Kita juga butuh melalukan pisiko tes
terhadap aparatur kita. Bagaimana tingkat stress mereka, bagaimana emosional
mereka. Sebab, kerja-kerja mereka menyangkut dengan kebijakan. Jika tingkat
stress aparatur kita tidak baik, maka saya yakin kebijakan yang dikeluarkan pun
berdampak pada kehidupan kita. Hal ini menyangkut dengan etos kerja para
pemangku kebijakan kita.
Photo By : LPI-Malut |
Perlu kita renungkan bahwa, hidup
manusia itu sangat bergantung pada tiga factor yang disediakan bumi yakni, air,
tanah, dan energy. Jika tata kelola ke tiga ini mulai amburadul di kampung
maka, rusaklah kampung kita. Rumah tangga hancur akibat ini. Dapur tak berasap
karena energy seperti kayu bakar sulit didapat. Kehilangan tanah. Kehilangan
air, kehilangan tata kelola ruang hidup.
Sudah saatnya pemuda kembali ke
kampung dan melihat bagaimana tata kelola air, tata kelola tanah, dan tata
kelola energi. Periksa bagaimana kondisi tata kelola air, kondisi kampung.
Bagaimana tekanan di kampung, apa krisis yang dihadapi.
Mulai dari memeriksa sisi kehidupan
kita. Lalu apa yang kita bayangkan di kampung. Setidaknya ada dibenak kia
bagaimana membenah kondisi kita ini yang sdah carut-marut.
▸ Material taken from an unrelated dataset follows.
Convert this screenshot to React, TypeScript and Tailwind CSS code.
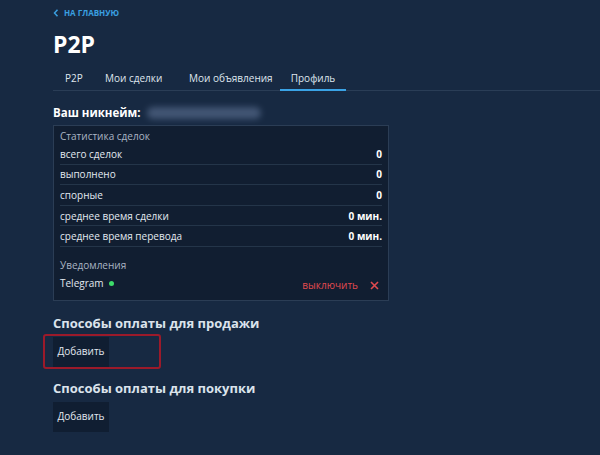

Setidaknya, dengan begitu, kita akan
rasakan apa yang kita lakukan untuk negeri ini.
Kawan-kawan yang saya bangakan..!
Jika kita maknai arti kemerdakaan,
seharusnya kita juga harus berjuang mempertahankan apa yang telah diperjuangkan
para pemuda terdahulu.
Jangan jauh-jauh. Kita bisa
belajar pada sprit Khairun, pada
Babullah, Pada Nuku dan lainnya. Bagaimana mereka melakukan gerakan
mempersatukan pemuda yang ada di nusantara ini untuk melawan kolonialisme.
Tanggungjawab kita adalah menjaga apa
yang telah diperjuangkan orang-orang kita terdahulu.
Akhir kata dari saya, untuk Menuju
Indonesia kuat, Indonesia Hebat. Kita harus mempersiapkan generasi muda
kita sejak dini untuk menjadi pemimpin masa depan. Pemuda yang mempunyai
kedasaran ekologi, kesadaran akan ruang hidup sejatinya bumi dan mansia.
Sejatinya sebagai manusia yang hidup dengan nilai dan falsafah.
Salam untuk bumi, salam untuk
kemanusian, salam untuk pemuda pejuang ekologi!!